I was trying to construct a thought experiment to show that probabilistic independence does not have to mean causal independence. For example, consider the mutually disjoint, exhaustive events:

  • $A$ : it is not raining
  • $B$ : the grass is not green
  • $C$ : it is raining and the grass is green

I was trying to assign probabilities: $P(A) := p, P(B) := q, P(C) = 1 - p - q $ in such a nifty way as to make $A^c$ (it is raining) and $B^c$ (the grass is green) independent. We would have: $$ P(A^c \cap B^c ) = P(C) = 1-p-q $$ And from our desired independence: $$ P(A^c \cap B^c ) = P(A^c)P(B^c) = (1-P(A))(1-P(B)) = (1 - p)(1 - q) $$ Which implies that: $$ 1-p-q = (1 - p)(1 - q) $$ However, this happens only if either $p=0$ or $q=0$, in which case there is no reason to speak about the events as having any causality at all.

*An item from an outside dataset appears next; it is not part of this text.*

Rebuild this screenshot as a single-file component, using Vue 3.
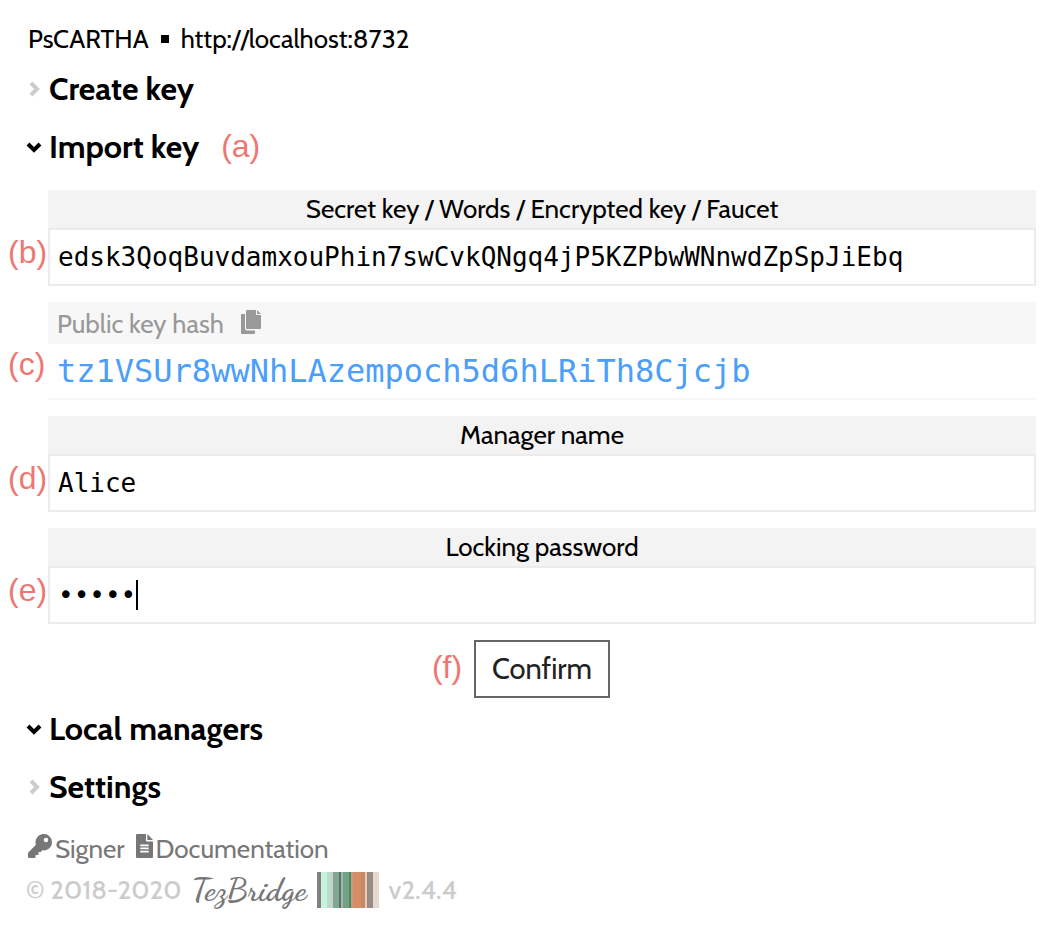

Is there some intuitive, snappy example of what I was trying to demonstrate? I was thinking about some variable $A$ having a causal influence on $B$, but also on some third variable $C$ which has the exact opposite effect on $B$. This would mean that $A$ and $B$ are independent, but I cannot seem to find the right tools.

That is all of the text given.